Reputation: 29
I am trying to construct an explicit example of a dynamic block. Please let me know if this is wrong.
Considering this example of lit/len alphabet:
A(0), B(0), C(1), D(0), E(2), F(2), G(2), H(2) and the rest of symbols having zero code lengths.
The sequence(SQ) of code lengths would be 0...,0,0,1,0,2,2,2,2,...0.
Then we have to compress it further with run-length encoding. So we have to calculate number of repetitions and either use flag 16 to copy the previous code length, or 17 or 18 to repeat code length 0 (using extra bits).
My problem is this. After sending the header information and the sequence of code-length code lengths in the right order 16,17,18,..., the next sequence of information would be something like:
18, some extra bits value,1,0,2,16, some extra bits value 0,18, some extra bits value. (Probably there would be another 18 flag since the maximum repeat count is 138.)
Then we have the same thing with the distance alphabet and finally the inputs data encoded with the canonical Huffman, and extra bits if necessary.
Is it necessary to send the code lengths of 0? If so, why?
If yes, why is it necessary to have hclit and hcdist and not only hclen, knowing that the lengths of the sequences are 286 for lit/len and 30 for distances?
If not what would be the real solution?
Another problem:
In this case we have code length 2 with repetitions (3) extra bits value of 0.
If yes I can't understand how: flag 18 has next a maximum possible extra bits value of 127 (1111111) representing 138 repetitions and it couldn't be included into the alphabet symbols of 0-18.
P.S When I say extra bits in this case I mean the factor that it is used to know how many repetitions of the previous length are used.
More precisely 0 - 15 we have 0 bit factor repetition, for 16,17,18 we have 2,3,7 bits repetitions factor. The value of those bits is what I mean with extra bits value.
I think I'm missing something about what Huffman codes are generated by the Huffman code-length alphabet.
Upvotes: 0
Views: 165
Reputation: 112502
First off, your example code is invalid, since it oversubscribes the available bit patterns. 2,2,2,2 would use all of the bit patterns, since there are only four possible two-bit patterns. You can't have one more code, of any length. Possible valid codes for five symbols is 1,2,3,4,4, or 2,2,2,3,3.

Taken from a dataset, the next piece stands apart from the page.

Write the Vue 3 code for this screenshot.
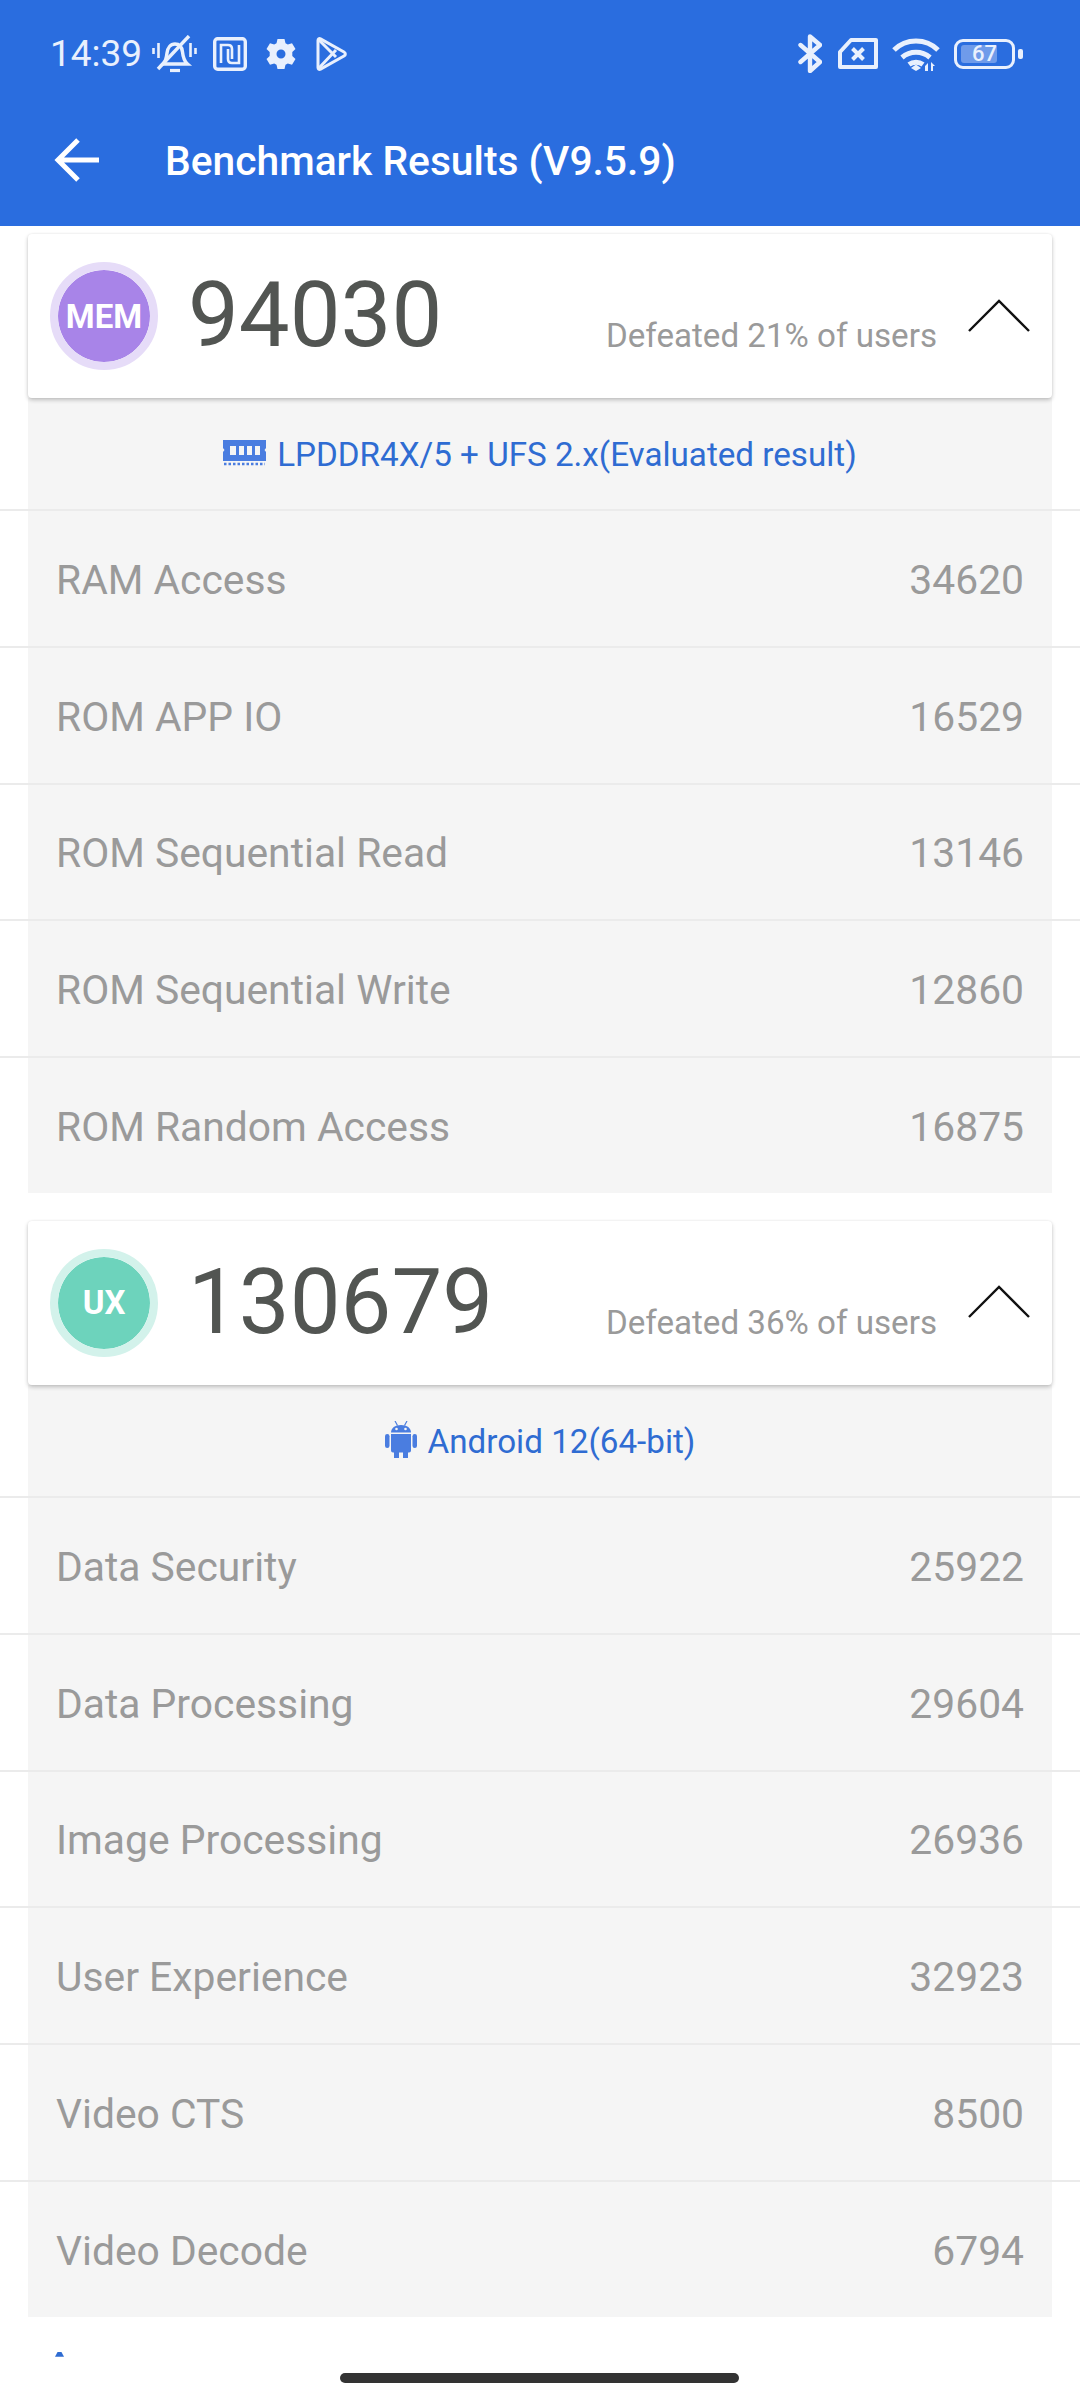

To answer your questions in order:
You need to send the leading zeros, but you do not need to send the trailing zeros. The HLIT and HDIST counts determine how many lengths of each code type are in the header, where any after those are taken to be zero. You need to send the zeros, since the code lengths are associated with the corresponding symbol by their position in the list.
It saves space in header to have the HLIT and HDIST counts, so that you don't need to provide lengths for all 316 codes in every header.
I don't understand this question, but I guess it doesn't apply.
If I understand your question, extra bits have nothing to do with the descriptions of the Huffman codes in the headers. The extra bits are implied by the symbol. In any case, a repeated length is encoded with code 16, not code 18. So the four twos would be encoded as 2, 16(0), where the (0) represents two extra bits that are zeros.
Upvotes: 0